The Real Shelf Life of Strategic Plans

What is the shelf life of strategic plans? 

Many organizations resist strategic plans, weary of how quickly they become out of date. Most that still  do them shelve them after two quarters because of their unintended irrelevance. 

A couple of years ago, we guided a struggling company product division in strategic planning. Their sales were steadily disappointing in what were believed to be promising global markets. The group was fragmented and diverse. Their sense of the future was dim, which made them far more reactive than proactive. They felt more that their past was their destiny instead of a starting place for renewal.

We used the Agile Canvas model to shape their growth. When we did their first two quarter update, over half of their canvas changed. 

The reasons were many. The team changed. They had new talents to understand and engage. They had new learning that inspired reimagining their long view and many of the near view definition of strategic projects. Their achievements opened space for new constellations of known and unknowns.

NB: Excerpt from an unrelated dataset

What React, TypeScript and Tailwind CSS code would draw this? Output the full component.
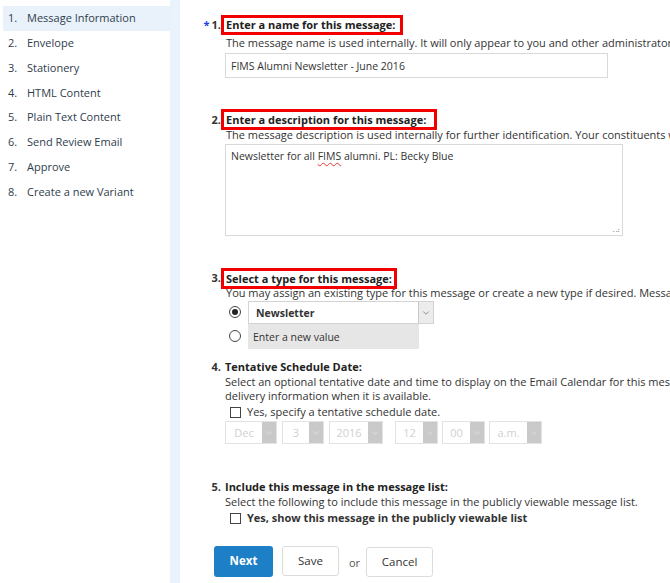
import { ChevronDown } from "lucide-react";

const steps = [
  "Message Information",
  "Envelope",
  "Stationery",
  "HTML Content",
  "Plain Text Content",
  "Send Review Email",
  "Approve",
  "Create a new Variant",
];

function DateSelect({ value, w }: { value: string; w: string }) {
  return (
    <div className={`flex h-[23px] border border-[#e3e3e3] bg-white ${w}`}>
      <div className="flex flex-1 items-center justify-center text-[11px] text-[#d0d0d0]">{value}</div>
      <div className="flex w-[14px] items-center justify-center bg-[#c9c9c9]">
        <ChevronDown size={10} strokeWidth={1.5} className="text-[#ececec]" />
      </div>
    </div>
  );
}

function Radio({ checked }: { checked?: boolean }) {
  return (
    <div className="flex h-[12px] w-[12px] items-center justify-center rounded-full border border-[#444] bg-white">
      {checked && <div className="h-[6px] w-[6px] rounded-full bg-[#222]" />}
    </div>
  );
}

function Checkbox() {
  return <div className="h-[11px] w-[11px] border border-[#444] bg-white" />;
}

export default function App() {
  return (
    <div
      className="flex h-[583px] w-[670px] overflow-hidden bg-white text-[#333]"
      style={{ fontFamily: '"Open Sans", "Liberation Sans", sans-serif' }}
    >
      {/* sidebar */}
      <aside className="w-[170px] shrink-0 pt-[6px]">
        {steps.map((s, i) => (
          <div
            key={s}
            className={
              i === 0
                ? "ml-[3px] flex h-[24.8px] items-center bg-[#e9f2fb] pl-[5px] text-[11px] text-[#2f3d4c]"
                : "flex h-[24.8px] items-center pl-[8px] text-[11px] text-[#2f3d4c]"
            }
          >
            <span className="w-[19px]">{i + 1}.</span>
            <span>{s}</span>
          </div>
        ))}
      </aside>
      <div className="w-[10px] shrink-0 bg-[#eaf3fc]" />

      {/* main */}
      <main className="flex-1 pl-[25px] text-[11px] leading-[14px]">
        {/* 1 */}
        <section className="mt-[15px] flex">
          <div className="flex w-[16px] shrink-0 items-start justify-end pt-[3px] text-[11px] font-bold">
            <span className="mr-[2px] text-[#1f3fdc]">*</span>
            <span>1.</span>
          </div>
          <div className="min-w-0 flex-1">
            <div className="inline-block h-[20px] whitespace-nowrap border-[3px] border-[#f20000] pl-[2px] pr-[5px] text-[11px] font-bold leading-[14px] text-[#222]">
              Enter a name for this message:
            </div>
            <div className="whitespace-nowrap pl-[5px] leading-[15px]">
              The message name is used internally. It will only appear to you and other administrators.
            </div>
            <div className="ml-[4px] mt-[3px] flex h-[25px] w-[383px] items-center border border-[#d9d9d9] pl-[5px] text-[10.5px]">
              FIMS Alumni Newsletter - June 2016
            </div>
          </div>
        </section>

        {/* 2 */}
        <section className="mt-[31px] flex">
          <div className="w-[16px] shrink-0 pt-[4px] text-right text-[11px] font-bold">2.</div>
          <div className="min-w-0 flex-1">
            <div className="inline-block h-[21px] whitespace-nowrap border-[3px] border-[#f20000] pl-[2px] pr-[8px] text-[11px] font-bold leading-[15px] text-[#222]">
              Enter a description for this message:
            </div>
            <div className="-mt-[3px] whitespace-nowrap pl-[5px] leading-[15px]">
              The message description is used internally for further identification. Your constituents will not see it.
            </div>
            <div className="relative ml-[4px] mt-[2px] h-[92px] w-[398px] border border-[#d9d9d9] px-[5px] pt-[4px] text-[10.5px]">
              Newsletter for all{" "}
              <span className="underline decoration-[#e33] decoration-wavy decoration-1 underline-offset-2">FIMS</span> alumni. PL: Becky Blue
              <span className="absolute bottom-[1px] right-[2px] text-[7px] leading-none text-[#999]">⠠⠴</span>
            </div>
          </div>
        </section>

        {/* 3 */}
        <section className="mt-[32px] flex">
          <div className="w-[16px] shrink-0 pt-[3px] text-right text-[11px] font-bold">3.</div>
          <div className="min-w-0 flex-1">
            <div className="inline-block h-[21px] whitespace-nowrap border-[3px] border-[#f20000] pl-[2px] pr-[2px] text-[11px] font-bold leading-[15px] text-[#222]">
              Select a type for this message:
            </div>
            <div className="-mt-[4px] whitespace-nowrap pl-[5px] leading-[15px]">
              You may assign an existing type for this message or create a new type if desired. Message types
            </div>
            <div className="mt-[1px] flex items-start">
              <div className="flex w-[27px] shrink-0 justify-center pl-[1px] pt-[5px]">
                <Radio checked />
              </div>
              <div className="flex h-[23px] w-[186px] border border-[#d3d3d3] bg-white">
                <div className="flex flex-1 items-center pl-[7px] text-[10.5px] font-bold text-[#333]">Newsletter</div>
                <div className="flex w-[15px] items-center justify-center border-l border-[#c8c8c8] bg-[#ececec]">
                  <ChevronDown size={10} strokeWidth={1.5} className="text-[#555]" />
                </div>
              </div>
            </div>
            <div className="flex items-start">
              <div className="flex w-[27px] shrink-0 justify-center pl-[1px] pt-[6px]">
                <Radio />
              </div>
              <div className="flex h-[25px] w-[171px] items-center bg-[#e6e6e6] pl-[5px] text-[10.5px]">Enter a new value</div>
            </div>
          </div>
        </section>

        {/* 4 */}
        <section className="mt-[10px] flex">
          <div className="w-[16px] shrink-0 text-right text-[11px] font-bold leading-[16px]">4.</div>
          <div className="min-w-0 flex-1 pl-[4px]">
            <div className="text-[11px] font-bold leading-[16px] text-[#222]">Tentative Schedule Date:</div>
            <div className="leading-[14px]">
              <div className="whitespace-nowrap">
                Select an optional tentative date and time to display on the Email Calendar for this message. Update
              </div>
              <div>delivery information when it is available.</div>
            </div>
            <div className="mt-[2px] flex items-center gap-[6px] pl-[5px] text-[11px]">
              <Checkbox />
              <span>Yes, specify a tentative schedule date.</span>
            </div>
            <div className="mt-[2px] flex">
              <DateSelect value="Dec" w="w-[52px]" />
              <div className="ml-[5px]" />
              <DateSelect value="3" w="w-[42px]" />
              <div className="ml-[5px]" />
              <DateSelect value="2016" w="w-[54px]" />
              <div className="ml-[12px]" />
              <DateSelect value="12" w="w-[43px]" />
              <div className="ml-[4px]" />
              <DateSelect value="00" w="w-[43px]" />
              <div className="ml-[4px]" />
              <DateSelect value="a.m." w="w-[53px]" />
            </div>
          </div>
        </section>

        {/* 5 */}
        <section className="mt-[35px] flex">
          <div className="w-[16px] shrink-0 text-right text-[11px] font-bold leading-[16px]">5.</div>
          <div className="min-w-0 flex-1 pl-[4px]">
            <div className="text-[11px] font-bold leading-[16px] text-[#222]">Include this message in the message list:</div>
            <div className="whitespace-nowrap leading-[14px]">
              Select the following to include this message in the publicly viewable message list.
            </div>
            <div className="mt-[2px] flex items-center gap-[6px] pl-[5px] text-[11px] font-bold">
              <Checkbox />
              <span>Yes, show this message in the publicly viewable list</span>
            </div>
          </div>
        </section>

        {/* buttons */}
        <div className="ml-[9px] mt-[20px] flex items-center">
          <button className="h-[31px] w-[59px] rounded-[3px] bg-[#1d7fc5] text-[11.5px] font-bold text-white">Next</button>
          <button className="ml-[9px] h-[30px] w-[57px] rounded-[3px] border border-[#dcdcdc] bg-white text-[11.5px] text-[#333]">
            Save
          </button>
          <span className="ml-[10px] mt-[3px] text-[11px] text-[#555]">or</span>
          <button className="ml-[6px] mt-[2px] h-[30px] w-[67px] rounded-[3px] border border-[#dcdcdc] bg-white text-[11.5px] text-[#333]">
            Cancel
          </button>
        </div>
      </main>
    </div>
  );
}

As old problems were solved, solutions led to new problems and opportunities, New questions emerged. 

Over the course of the next year, they went from the lowest performing division in the company to a star team with doubling sales that continue. The agility of refreshing their plan every two quarters empowered them as never before. They discovered the power of balancing being responsive and proactive.

The research is that planning assumptions, no matter how valid and reliable, are accurate at high levels for about two quarters, after which their accuracy diminishes. This is reality, and as such more opportunity than risk. Smart organizations plan and invest accordingly.